Women who do not eat properly in the run-up to falling pregnant could be risking the future health of their children, says a researcher.
28-day foetus: Crucial days for development
Professor David Barker, of the MRC Epidemiology Unit at the University of Southampton, believes that the nutrition the foetus receives in its first days is vitally important.
If mums-to-be do not eat the right things in the build up to getting pregnant, he says, there could be damaging long-term effects.
Much of what is important in pregnancy happens really early
Professor David Barker, Southampton University
Starting to eat properly once a woman finds out she is pregnant may be too late, he said.
Research monitoring the eating habits of 12,000 women in Southampton aged 20 to 34 suggested that 40% were eating an unhealthy diet, he said.
Diabetes and heart disease
He suggested that vulnerability to chronic disorders such as diabetes were set in the womb.
Other studies have suggested that the quantity a baby eats in its first few weeks after birth may influence future risk of diabetes.

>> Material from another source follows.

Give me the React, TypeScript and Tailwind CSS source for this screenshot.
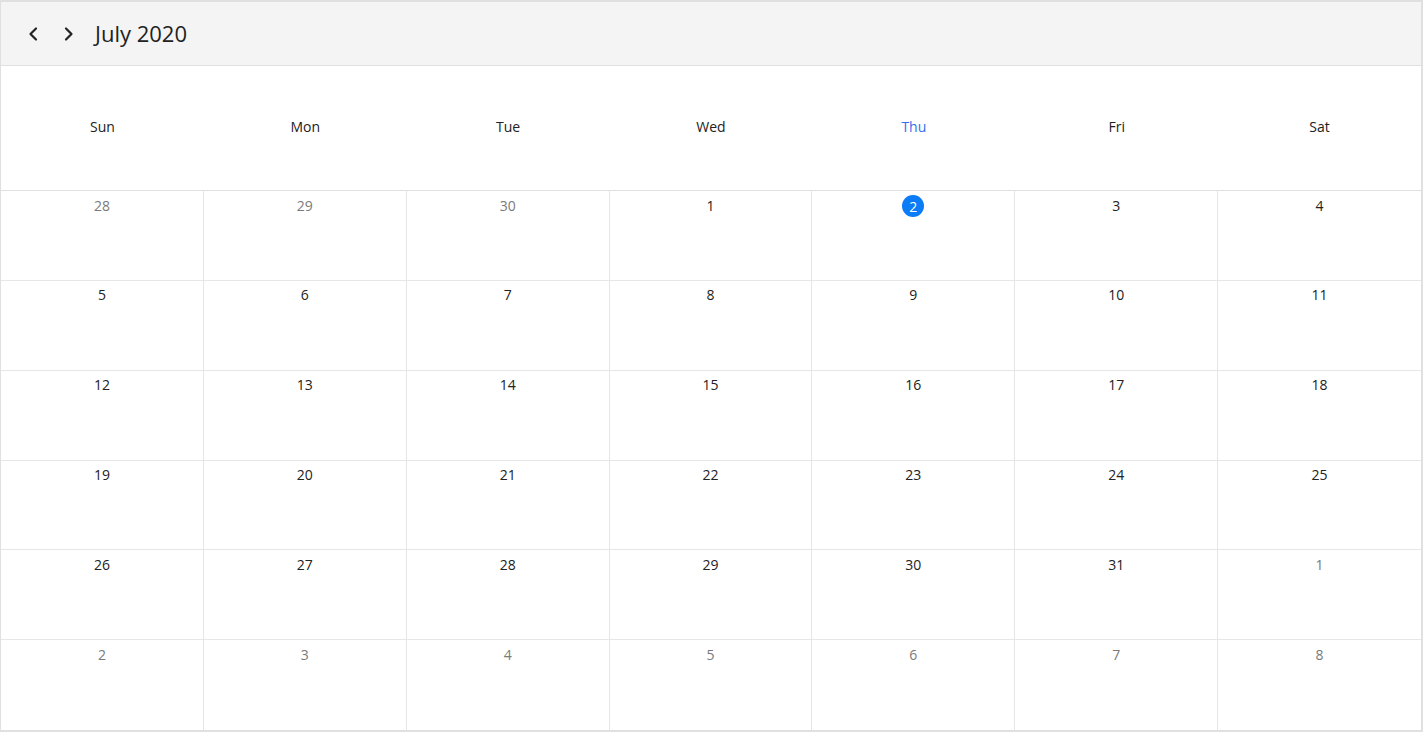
import { useMemo } from 'react';

const dayNames = ['Sun', 'Mon', 'Tue', 'Wed', 'Thu', 'Fri', 'Sat'];

interface DayCell {
  day: number;
  inMonth: boolean;
  today: boolean;
}

function buildWeeks(): DayCell[][] {
  // July 2020 starts on Wednesday, shown with 6 rows
  const cells: DayCell[] = [];
  [28, 29, 30].forEach((d) => cells.push({ day: d, inMonth: false, today: false }));
  for (let d = 1; d <= 31; d++) cells.push({ day: d, inMonth: true, today: d === 2 });
  let next = 1;
  while (cells.length < 42) cells.push({ day: next++, inMonth: false, today: false });
  const weeks: DayCell[][] = [];
  for (let i = 0; i < 42; i += 7) weeks.push(cells.slice(i, i + 7));
  return weeks;
}

function Chevron({ dir }: { dir: 'left' | 'right' }) {
  return (
    <svg width="14" height="16" viewBox="0 0 14 16" fill="none">
      <path
        d={dir === 'left' ? 'M10 2.5 L4.5 8 L10 13.5' : 'M4 2.5 L9.5 8 L4 13.5'}
        stroke="#222"
        strokeWidth="2.2"
        strokeLinecap="round"
        strokeLinejoin="round"
      />
    </svg>
  );
}

export default function App() {
  const weeks = useMemo(buildWeeks, []);

  return (
    <div
      className="w-[1423px] h-[732px] bg-white"
      style={{ fontFamily: '"Open Sans", "Noto Sans", sans-serif' }}
    >
      <div className="h-full flex flex-col border-t-2 border-r-2 border-b-2 border-l border-[#e0e0e0]">
        {/* Toolbar */}
        <div className="h-[64px] flex items-center bg-[#f4f4f4] border-b border-[#e0e0e0] pl-[24px]">
          <button className="w-[16px] h-[20px] flex items-center justify-center">
            <Chevron dir="left" />
          </button>
          <button className="ml-[20px] w-[16px] h-[20px] flex items-center justify-center">
            <Chevron dir="right" />
          </button>
          <span className="ml-[18px] text-[22px] text-[#222] leading-none pb-[1px]">July 2020</span>
        </div>

        {/* Day names */}
        <div className="h-[125px] grid grid-cols-7 border-b border-[#e0e0e0]">
          {dayNames.map((name) => (
            <div
              key={name}
              className={`flex items-center justify-center pb-[4px] text-[14px] ${
                name === 'Thu' ? 'text-[#2f6ff0]' : 'text-[#222]'
              }`}
            >
              {name}
            </div>
          ))}
        </div>

        {/* Weeks */}
        <div className="flex-1 grid grid-rows-6">
          {weeks.map((week, wi) => (
            <div
              key={wi}
              className={`grid grid-cols-7 ${wi < 5 ? 'border-b border-[#e6e6e6]' : ''}`}
            >
              {week.map((cell, ci) => (
                <div
                  key={ci}
                  className={`flex justify-center pt-[4px] ${ci < 6 ? 'border-r border-[#e6e6e6]' : ''}`}
                >
                  {cell.today ? (
                    <span className="w-[22px] h-[22px] rounded-full bg-[#0a7cf7] text-white text-[14px] flex items-center justify-center">
                      {cell.day}
                    </span>
                  ) : (
                    <span
                      className={`h-[20px] flex items-center text-[14px] ${
                        cell.inMonth ? 'text-[#222]' : 'text-[#7a7a7a]'
                      }`}
                    >
                      {cell.day}
                    </span>
                  )}
                </div>
              ))}
            </div>
          ))}
        </div>
      </div>
    </div>
  );
}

Professor Barker presented his findings at a conference in Lyon.
He said: "Much of what is important in pregnancy happens really early - life in the womb establishes the risk for coronary heart disease in later life.
"We're not suggesting anything revolutionary at all in terms of diet but the point is that many young women are not anywhere near getting it right."
He suggested that prior to conception, women needed to eat a diet rich in fruit, vegetables and dairy produce - and not to eat too much meat in relation to carbohydrates.
He said that at least two portions of carbohydrates should be eaten for every portion of meat, and blasted the fashionable Atkins diet, which focuses on high-fat and high-protein foods.